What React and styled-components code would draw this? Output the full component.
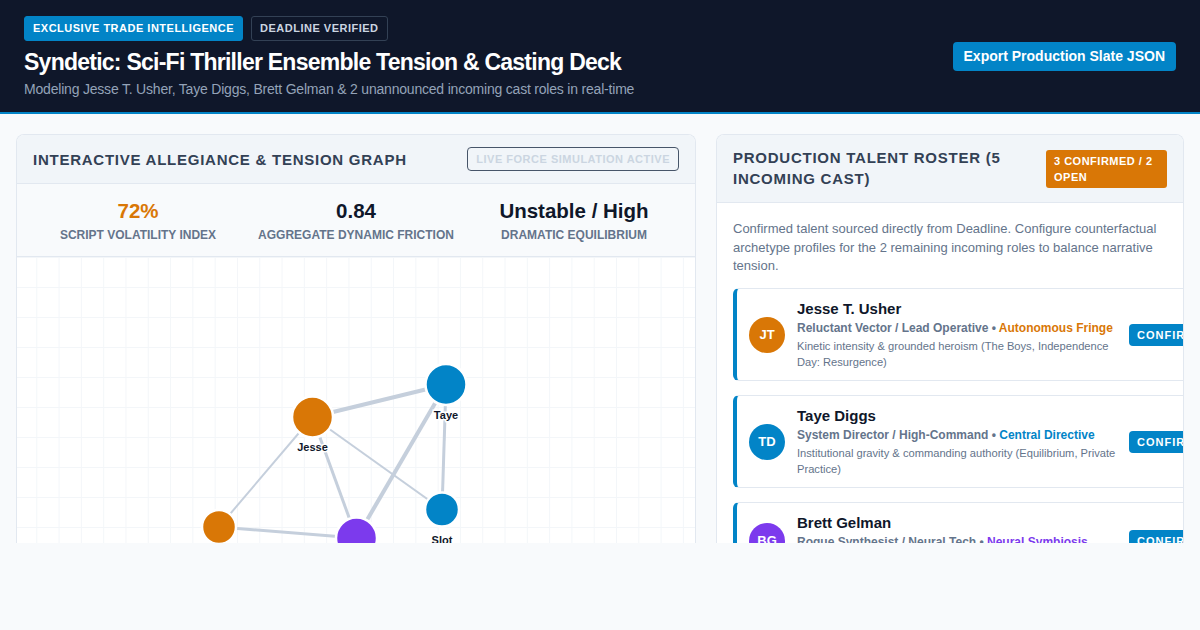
import React from "react";
import styled, { createGlobalStyle } from "styled-components";

const Global = createGlobalStyle`
  html, body { margin: 0; padding: 0; background: #f8fafc; }
  body { font-family: "Liberation Sans", Arial, sans-serif; color: #0f172a; }
  * { box-sizing: border-box; }
`;

const Header = styled.header`
  background: #0f172a;
  border-bottom: 2px solid #0284c7;
  height: 114px;
  padding: 16px 24px 0;
  display: flex;
  align-items: center;
  justify-content: space-between;
`;

const HeadLeft = styled.div`
  display: flex;
  flex-direction: column;
  align-self: flex-start;
`;

const BadgeRow = styled.div`
  display: flex;
  gap: 8px;
`;

const Tag = styled.span`
  font-size: 11px;
  font-weight: 700;
  letter-spacing: 0.5px;
  text-transform: uppercase;
  line-height: 15px;
  padding: 4px 8px;
  border-radius: 3px;
  color: ${(p) => (p.$outline ? "#cbd5e1" : "#ffffff")};
  background: ${(p) => (p.$outline ? "transparent" : "#0284c7")};
  border: 1px solid ${(p) => (p.$outline ? "#334155" : "#0284c7")};
`;

const Title = styled.h1`
  margin: 7px 0 0;
  font-size: 23px;
  font-weight: 700;
  letter-spacing: -0.75px;
  color: #ffffff;
  line-height: 28px;
`;

const Subtitle = styled.p`
  margin: 4px 0 0;
  font-size: 14px;
  letter-spacing: -0.2px;
  color: #94a3b8;
  line-height: 18px;
`;

const ExportButton = styled.button`
  font-family: inherit;
  font-size: 14px;
  font-weight: 700;
  color: #ffffff;
  background: #0284c7;
  border: none;
  border-radius: 4px;
  padding: 0 11px;
  height: 29px;
  margin-top: -16px;
`;

const Main = styled.main`
  height: 429px;
  overflow: hidden;
  padding: 20px 16px 0;
  display: grid;
  grid-template-columns: 680px 1fr;
  gap: 20px;
`;

const Panel = styled.section`
  background: #ffffff;
  border: 1px solid #e2e8f0;
  border-bottom: none;
  border-radius: 8px 8px 0 0;
  overflow: hidden;
  display: flex;
  flex-direction: column;
  min-width: 0;
`;

const PanelHead = styled.div`
  background: #f1f5f9;
  border-bottom: 1px solid #e2e8f0;
  display: flex;
  align-items: ${(p) => p.$align || "center"};
  justify-content: space-between;
  gap: 16px;
  padding: ${(p) => p.$pad || "12px 16px"};
`;

const PanelTitle = styled.h2`
  margin: 0;
  font-size: 15px;
  font-weight: 700;
  letter-spacing: 0.75px;
  text-transform: uppercase;
  color: #334155;
  line-height: 21px;
`;

const LiveBadge = styled.span`
  font-size: 11px;
  font-weight: 700;
  letter-spacing: 0.5px;
  color: #cbd5e1;
  border: 1px solid #475569;
  border-radius: 4px;
  padding: 4px 8px;
  line-height: 14px;
  white-space: nowrap;
`;

const CountBadge = styled.span`
  flex: 0 0 auto;
  width: 121px;
  font-size: 11px;
  font-weight: 700;
  letter-spacing: 0.5px;
  color: #ffffff;
  background: #d97706;
  border-radius: 3px;
  padding: 3px 8px;
  line-height: 16px;
  margin-top: 3px;
`;

const Stats = styled.div`
  display: grid;
  grid-template-columns: repeat(3, 1fr);
  padding: 15px 12px 14px;
  background: #f8fafc;
  border-bottom: 1px solid #e2e8f0;
`;

const Stat = styled.div`
  display: flex;
  flex-direction: column;
  align-items: center;
  gap: 5px;
`;

const StatValue = styled.div`
  font-size: 20.5px;
  font-weight: 700;
  line-height: 24px;
  color: ${(p) => p.$color || "#0f172a"};
`;

const StatLabel = styled.div`
  font-size: 12px;
  font-weight: 700;
  text-transform: uppercase;
  color: #64748b;
  line-height: 14px;
`;

const GraphArea = styled.div`
  flex: 1;
  position: relative;
  background-color: #ffffff;
  background-image:
    linear-gradient(to right, #f3f6f9 1px, transparent 1px),
    linear-gradient(to bottom, #f3f6f9 1px, transparent 1px);
  background-size: 22.3px 30px;
  background-position: -3px 0;
`;

const GraphSvg = styled.svg`
  display: block;
  width: 100%;
  height: 400px;
`;

const Body = styled.div`
  padding: 17px 16px 0;
  display: flex;
  flex-direction: column;
  gap: 12px;
`;

const Description = styled.p`
  margin: 0;
  font-size: 13px;
  line-height: 18.5px;
  color: #64748b;
`;

const CardList = styled.div`
  display: flex;
  flex-direction: column;
  gap: 14px;
`;

const Card = styled.div`
  width: max-content;
  display: flex;
  align-items: center;
  gap: 12px;
  padding: 11px 12px 10px 12px;
  border: 1px solid #e2e8f0;
  border-left: 4px solid #0284c7;
  border-radius: 6px;
  background: #ffffff;
`;

const Avatar = styled.div`
  flex: 0 0 36px;
  width: 36px;
  height: 36px;
  border-radius: 50%;
  background: ${(p) => p.$color};
  color: #ffffff;
  font-size: 13px;
  font-weight: 700;
  display: flex;
  align-items: center;
  justify-content: center;
`;

const Info = styled.div`
  width: 322px;
  flex: 0 0 322px;
  display: flex;
  flex-direction: column;
`;

const Name = styled.div`
  font-size: 15px;
  font-weight: 700;
  color: #0f172a;
  line-height: 18px;
`;

const Role = styled.div`
  margin-top: 2px;
  font-size: 12px;
  font-weight: 700;
  color: #64748b;
  line-height: 16px;
`;

const Faction = styled.span`
  color: ${(p) => p.$color};
`;

const Blurb = styled.div`
  margin-top: 2px;
  font-size: 11.15px;
  color: #64748b;
  line-height: 16px;
`;

const ConfirmButton = styled.button`
  flex: 0 0 auto;
  font-family: inherit;
  font-size: 11px;
  font-weight: 700;
  letter-spacing: 1px;
  color: #ffffff;
  background: #0284c7;
  border: none;
  border-radius: 4px;
  height: 22px;
  padding: 0 8px;
  margin-left: -2px;
`;

const nodes = {
  taye: { x: 429, y: 127.5, r: 20.5, color: "#0284c7", label: "Taye" },
  jesse: { x: 295.5, y: 160, r: 20.5, color: "#d97706", label: "Jesse" },
  slot: { x: 425, y: 252.5, r: 17, color: "#0284c7", label: "Slot" },
  left: { x: 202, y: 270, r: 17, color: "#d97706", label: "Slot B" },
  brett: { x: 339.5, y: 281, r: 20.5, color: "#7c3aed", label: "Brett" },
};

const edges = [
  ["jesse", "taye", 4],
  ["taye", "brett", 4],
  ["taye", "slot", 3],
  ["jesse", "slot", 2],
  ["jesse", "brett", 3],
  ["jesse", "left", 2],
  ["left", "brett", 3],
];

const cast = [
  {
    initials: "JT",
    color: "#d97706",
    name: "Jesse T. Usher",
    role: "Reluctant Vector / Lead Operative",
    faction: "Autonomous Fringe",
    factionColor: "#d97706",
    blurb: "Kinetic intensity & grounded heroism (The Boys, Independence Day: Resurgence)",
  },
  {
    initials: "TD",
    color: "#0284c7",
    name: "Taye Diggs",
    role: "System Director / High-Command",
    faction: "Central Directive",
    factionColor: "#0284c7",
    blurb: "Institutional gravity & commanding authority (Equilibrium, Private Practice)",
  },
  {
    initials: "BG",
    color: "#7c3aed",
    name: "Brett Gelman",
    role: "Rogue Synthesist / Neural Tech",
    faction: "Neural Symbiosis",
    factionColor: "#7c3aed",
    blurb: "Unsettling eccentricity & volatile wit (Stranger Things, Fleabag)",
  },
];

function Graph() {
  return (
    <GraphSvg viewBox="0 0 678 400" preserveAspectRatio="xMinYMin meet">
      {edges.map(([a, b, w]) => (
        <line
          key={a + b}
          x1={nodes[a].x}
          y1={nodes[a].y}
          x2={nodes[b].x}
          y2={nodes[b].y}
          stroke="#c5cfdc"
          strokeWidth={w}
        />
      ))}
      {Object.entries(nodes).map(([k, n]) => (
        <g key={k}>
          <circle cx={n.x} cy={n.y} r={n.r} fill={n.color} stroke="#ffffff" strokeWidth="2.5" />
          <text
            x={n.x}
            y={n.y + 34}
            textAnchor="middle"
            fontFamily='"Liberation Sans", Arial, sans-serif'
            fontSize="11"
            fontWeight="700"
            fill="#0f172a"
            stroke="#ffffff"
            strokeWidth="3"
            paintOrder="stroke"
          >
            {n.label}
          </text>
        </g>
      ))}
    </GraphSvg>
  );
}

export default function App() {
  return (
    <>
      <Global />
      <Header>
        <HeadLeft>
          <BadgeRow>
            <Tag>Exclusive Trade Intelligence</Tag>
            <Tag $outline>Deadline Verified</Tag>
          </BadgeRow>
          <Title>Syndetic: Sci-Fi Thriller Ensemble Tension &amp; Casting Deck</Title>
          <Subtitle>
            Modeling Jesse T. Usher, Taye Diggs, Brett Gelman &amp; 2 unannounced incoming cast roles in real-time
          </Subtitle>
        </HeadLeft>
        <ExportButton>Export Production Slate JSON</ExportButton>
      </Header>
      <Main>
        <Panel>
          <PanelHead>
            <PanelTitle>Interactive Allegiance &amp; Tension Graph</PanelTitle>
            <LiveBadge>LIVE FORCE SIMULATION ACTIVE</LiveBadge>
          </PanelHead>
          <Stats>
            <Stat>
              <StatValue $color="#d97706">72%</StatValue>
              <StatLabel>Script Volatility Index</StatLabel>
            </Stat>
            <Stat>
              <StatValue>0.84</StatValue>
              <StatLabel>Aggregate Dynamic Friction</StatLabel>
            </Stat>
            <Stat>
              <StatValue>Unstable / High</StatValue>
              <StatLabel>Dramatic Equilibrium</StatLabel>
            </Stat>
          </Stats>
          <GraphArea>
            <Graph />
          </GraphArea>
        </Panel>
        <Panel>
          <PanelHead $align="flex-start" $pad="12px 16px 13px">
            <PanelTitle>Production Talent Roster (5 Incoming Cast)</PanelTitle>
            <CountBadge>3 CONFIRMED / 2 OPEN</CountBadge>
          </PanelHead>
          <Body>
            <Description>
              Confirmed talent sourced directly from Deadline. Configure counterfactual archetype profiles for the 2
              remaining incoming roles to balance narrative tension.
            </Description>
            <CardList>
              {cast.map((c) => (
                <Card key={c.initials}>
                  <Avatar $color={c.color}>{c.initials}</Avatar>
                  <Info>
                    <Name>{c.name}</Name>
                    <Role>
                      {c.role} • <Faction $color={c.factionColor}>{c.faction}</Faction>
                    </Role>
                    <Blurb>{c.blurb}</Blurb>
                  </Info>
                  <ConfirmButton>CONFIRMED</ConfirmButton>
                </Card>
              ))}
            </CardList>
          </Body>
        </Panel>
      </Main>
    </>
  );
}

------------------------------

▶ Direction:
How many lines of the listing above include the word "components"? State the number and nothing else.

▶ Solution below:
2